President Halimah Yacob’s campaign spent $220,875 in total – most of it on promotional materials, according to papers she filed with the authorities this week.
The expenses included $73,000 for 10,100 campaign posters, as well as $36,400 for 1.28 million postcards – which would have been mailed out to every household if the election had been contested.
Her election returns, available for public inspection at the Elections Department from Saturday (Oct 7), included a list of donations. Her campaign raised $800,000 from six individuals and one marine company.
Top of the list was businessman Ng Kim Choon, who gave $440,000. Others include Sheng Shiong boss Lim Hock Chee and marine firm Singapore Salvage Engineers – they each donated $50,000.
All unused donations will be returned to donors, a statement from her campaign team said on Saturday.
“The donors have been encouraged by Madam Halimah’s passion for social causes. Many of them have indicated that they intend to make a contribution to the next cycle of the President’s Challenge,” the statement added.
In preparation for their unsuccessful bids for the presidency, marine services firm chairman Farid Khan spent $200,000, while property company chief executive Salleh Marican spent $90,000. The two said this came from their own money.
That brings the total spent on the three campaigns to just over half a million dollars.
At the last presidential election in 2011, which was contested by four candidates, total spending hit $1.32 million. Winning candidate Tony Tan spent $503,000, and runner-up Tan Cheng Bock, the top spender, spent $585,000.
Campaign expenses by each candidate is subject to a legal limit – which was $754,982.40 this year. It was $682,431.90 in 2011.
President Halimah was elected unopposed last month, after her two opponents – Mr Salleh and Mr Khan – failed to meet the criteria to contest in presidential elections.
In her election returns, 90 per cent of spending – or $198,200 – was on promotional materials. Other items included room rental ($6,000), office supplies ($4,800), food ($3,400), transport ($2,900), and telephone and communications ($1,500).

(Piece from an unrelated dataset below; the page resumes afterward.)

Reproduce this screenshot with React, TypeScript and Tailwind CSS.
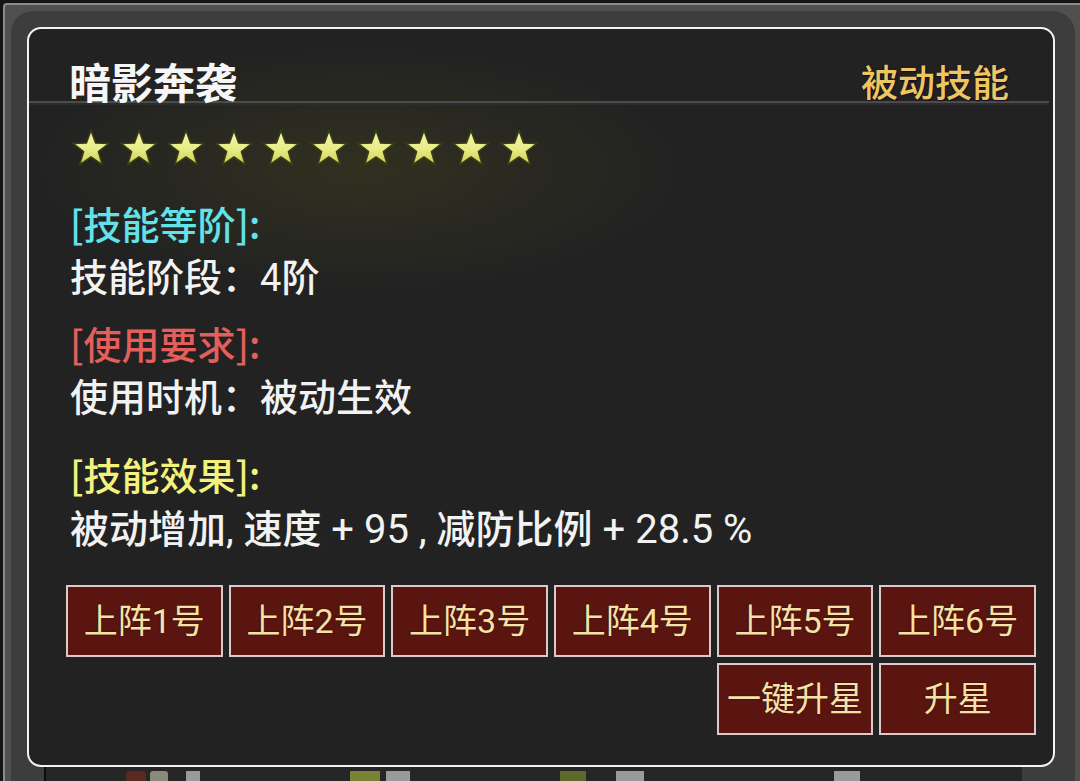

Much of the promotional materials were to be used in physical campaigning, which remains important in election campaigns here.
She printed 10,100 posters at $73,000, and 200 PVC banners, measuring 4.5 metres by 1.2 metres each, at $20,300. In a contested election, these would have been put up at designated lamp posts and other public spaces across the island.
Also purchased were 1.28 million A5-sized mailers. They would have mailed out to all household based on the electoral register – which her campaign paid $3,700 to obtain from the authorities.
She also bought 10,000 fridge magnets, at just under 30-cents each, and 530 umbrellas for $1,640.
The Straits Times understands that most of the unused posters, banners and postcards will be disposed of – where possible, they will be processed into recycled paper.
Online campaigning also made up a significant part of expenses. This included $29,000 on video production and $16,000 on the website.
The campaign also paid $8,900 to NTUC Centre for room rental, carpark charges, and the use of printing, phone and fax facilities.
Food for volunteers – including a buffet by Casserole Catering, and curry puffs from Polar Puffs and Cakes – came up to $3,400.